Fancy a Brutalist Bath?

via Tetra Soap

In 1950, two French engineers, Pierre Danel and Paul Anglès d’Auriac, developed and patented the tetrapod, which is an interlocking, four-footed concrete shape that they proposed for use in sub-aqueous walls. Used to protect seashores worldwide, tetrapods accumulate to form robust sea walls that alleviate coastal erosion by dispersing wave forces around their shapes while remaining stable due to their interlocking ability.

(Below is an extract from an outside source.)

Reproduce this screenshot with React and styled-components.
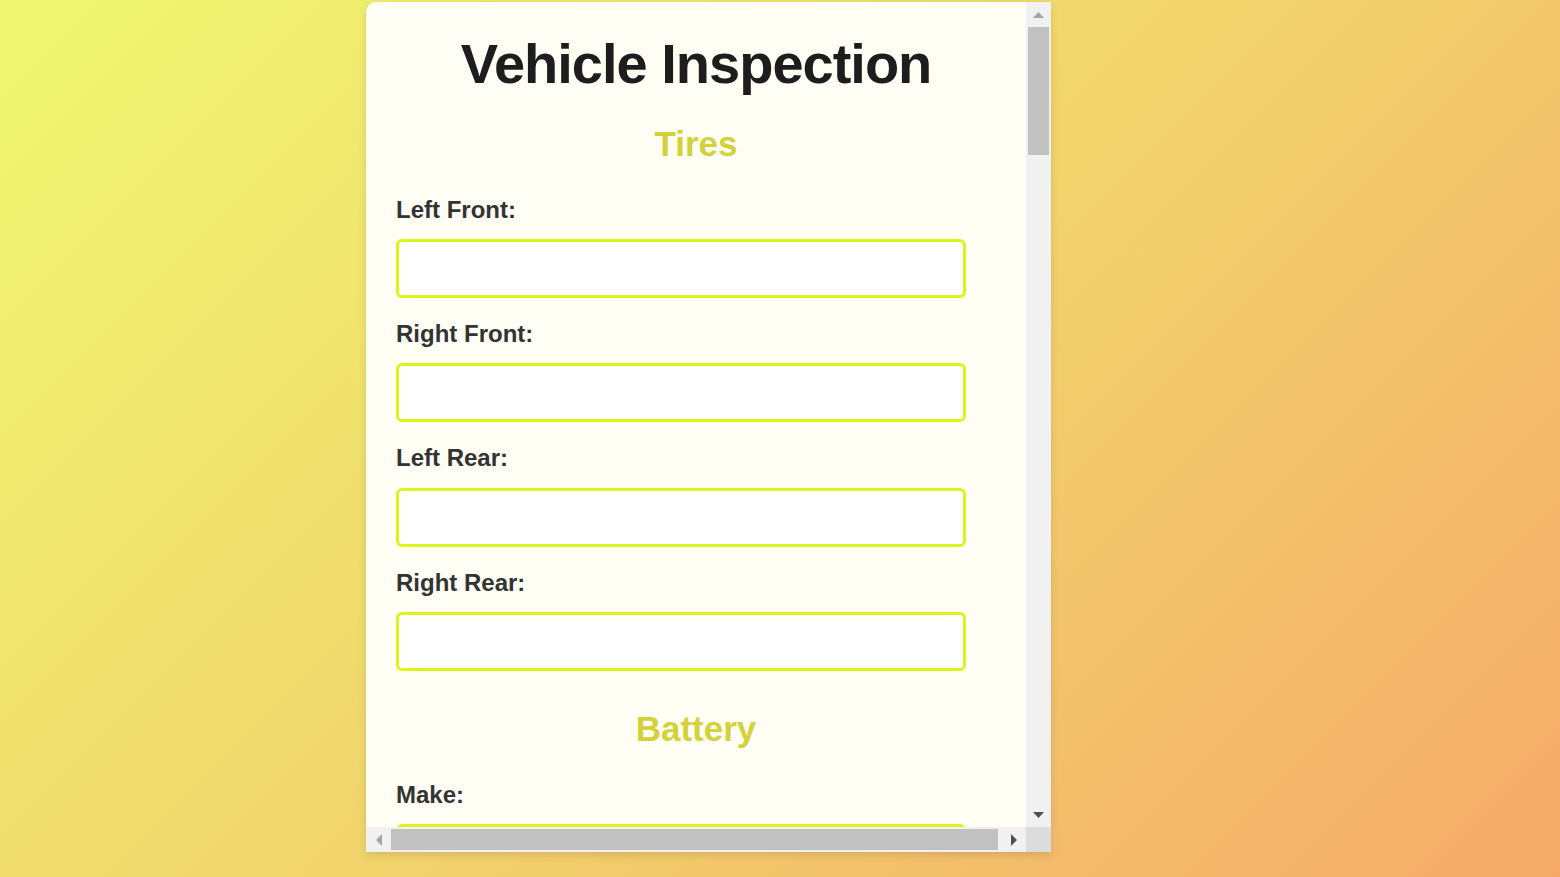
import React from "react";
import styled, { createGlobalStyle } from "styled-components";

const GlobalStyle = createGlobalStyle`
  html, body {
    margin: 0;
    padding: 0;
    height: 100%;
  }
  body {
    font-family: "Liberation Sans", Arial, sans-serif;
    background: linear-gradient(135deg, #eff870 0%, #f1d46c 50%, #f5aa69 100%);
    overflow: hidden;
  }
`;

const Page = styled.div`
  box-sizing: border-box;
  height: 100vh;
  display: flex;
  align-items: flex-start;
  padding: 2px 0 0 366px;
`;

const Card = styled.div`
  width: 685px;
  height: 850px;
  display: grid;
  grid-template-columns: 660px 25px;
  grid-template-rows: 825px 25px;
  overflow: hidden;
  background: #fefef4;
  border-radius: 10px 0 0 0;
  box-shadow: 0 3px 8px rgba(0, 0, 0, 0.12);
`;

const Viewport = styled.form`
  box-sizing: border-box;
  overflow: hidden;
  padding: 30px;
`;

const ScrollBar = styled.div`
  display: flex;
  flex-direction: ${(p) => (p.$horizontal ? "row" : "column")};
  background: #f1f1f1;
`;

const ScrollButton = styled.div`
  flex: 0 0 25px;
  width: 25px;
  height: 25px;
  display: flex;
  align-items: center;
  justify-content: center;
`;

const Track = styled.div`
  flex: 1;
  display: flex;
  flex-direction: ${(p) => (p.$horizontal ? "row" : "column")};
  padding: ${(p) => (p.$horizontal ? "2px 0" : "0 2px")};
`;

const Thumb = styled.div`
  background: #c1c1c1;
  flex: 0 0 ${(p) => p.$size}px;
`;

const Corner = styled.div`
  background: #dcdcdc;
`;

const Title = styled.h1`
  margin: 0 0 28px;
  text-align: center;
  font-size: 56px;
  line-height: 64px;
  font-weight: 700;
  letter-spacing: -1px;
  color: #1d1d1d;
`;

const Sections = styled.div`
  display: flex;
  flex-direction: column;
  gap: 38px;
`;

const Section = styled.section`
  display: flex;
  flex-direction: column;
`;

const SectionTitle = styled.h2`
  margin: 0 0 31.5px;
  text-align: center;
  font-size: 35px;
  line-height: 40px;
  font-weight: 700;
  color: #d3d23b;
`;

const FieldList = styled.div`
  display: flex;
  flex-direction: column;
  gap: 22px;
`;

const Field = styled.div`
  display: flex;
  flex-direction: column;
  gap: 16px;
`;

const Label = styled.label`
  font-size: 24px;
  line-height: 27.4px;
  font-weight: 700;
  color: #333333;
`;

const Input = styled.input`
  box-sizing: border-box;
  width: 95%;
  height: 59px;
  border: 3px solid #ddf41c;
  border-radius: 6px;
  background: #ffffff;
  padding: 0 12px;
  font-family: "Liberation Sans", Arial, sans-serif;
  font-size: 20px;
  outline: none;
`;

const Submit = styled.button`
  box-sizing: border-box;
  margin-top: 38px;
  width: 95%;
  height: 60px;
  border: none;
  border-radius: 6px;
  background: #d3d23b;
  color: #ffffff;
  font-family: "Liberation Sans", Arial, sans-serif;
  font-size: 24px;
  font-weight: 700;
`;

const Arrow = ({ dir, color }) => {
  const pts = {
    up: "0,6 5.5,0 11,6",
    down: "0,0 11,0 5.5,6",
    left: "6,0 6,12 0,6",
    right: "0,0 6,6 0,12",
  }[dir];
  const vertical = dir === "up" || dir === "down";
  return (
    <svg width={vertical ? 11 : 6} height={vertical ? 6 : 12} viewBox={vertical ? "0 0 11 6" : "0 0 6 12"}>
      <polygon points={pts} fill={color} />
    </svg>
  );
};

const sections = [
  { title: "Tires", fields: ["Left Front", "Right Front", "Left Rear", "Right Rear"] },
  { title: "Battery", fields: ["Make", "Model", "Voltage", "Date"] },
  { title: "Brakes", fields: ["Front Pads", "Rear Pads", "Rotors", "Parking Brake"] },
  { title: "Lights", fields: ["Headlights", "Tail Lights", "Brake Lights", "Turn Signals", "Hazard Lights"] },
  { title: "Fluids", fields: ["Engine Oil", "Coolant", "Brake Fluid", "Transmission Fluid", "Washer Fluid"] },
  { title: "Wipers", fields: ["Front Left", "Front Right", "Rear"] },
  { title: "Engine", fields: ["Belts", "Hoses", "Air Filter", "Spark Plugs"] },
  { title: "Body", fields: ["Windshield", "Mirrors", "Doors", "Paint"] },
];

export default function App() {
  return (
    <>
      <GlobalStyle />
      <Page>
        <Card>
          <Viewport onSubmit={(e) => e.preventDefault()}>
            <Title>Vehicle Inspection</Title>
            <Sections>
              {sections.map((s) => (
                <Section key={s.title}>
                  <SectionTitle>{s.title}</SectionTitle>
                  <FieldList>
                    {s.fields.map((f) => {
                      const id = `${s.title}-${f}`.replace(/\s+/g, "-").toLowerCase();
                      return (
                        <Field key={f}>
                          <Label htmlFor={id}>{f}:</Label>
                          <Input id={id} type="text" />
                        </Field>
                      );
                    })}
                  </FieldList>
                </Section>
              ))}
            </Sections>
            <Submit type="submit">Submit Inspection</Submit>
          </Viewport>
          <ScrollBar>
            <ScrollButton>
              <Arrow dir="up" color="#a3a3a3" />
            </ScrollButton>
            <Track>
              <Thumb $size={128} />
            </Track>
            <ScrollButton>
              <Arrow dir="down" color="#505050" />
            </ScrollButton>
          </ScrollBar>
          <ScrollBar $horizontal>
            <ScrollButton>
              <Arrow dir="left" color="#a3a3a3" />
            </ScrollButton>
            <Track $horizontal>
              <Thumb $size={607} />
            </Track>
            <ScrollButton>
              <Arrow dir="right" color="#505050" />
            </ScrollButton>
          </ScrollBar>
          <Corner />
        </Card>
      </Page>
    </>
  );
}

Patent drawing for Tetrapods: MY6300031 (A) – Improvements in or relating to artificial blocks for building structures exposed to the action of moving water

More than a half-century later, a Hong Kong-based company called Furnitury incorporated the same form for its Tetra Soap products. That’s because soap is slippery, according to a Tetra Soap video the company used in its Kickstarter promotional materials. The tetrapod shape of the soaps interlocks perfectly with our pentadactyl limbs, allowing for ease of grip without the ungainly appendage of a rope. To make the the soaps, a mixture of palm, coconut, and extra virgin olive oils blended with myrrh and sandalwood is poured into formwork that yields the tetrapod shape; once formed, the soaps are then cured for 30 days.

 

Tetrapods on the coast of Okinawa, Japan

Tetra Soap is available for purchase individually, in trios, or as a miniature sea wall set of 12.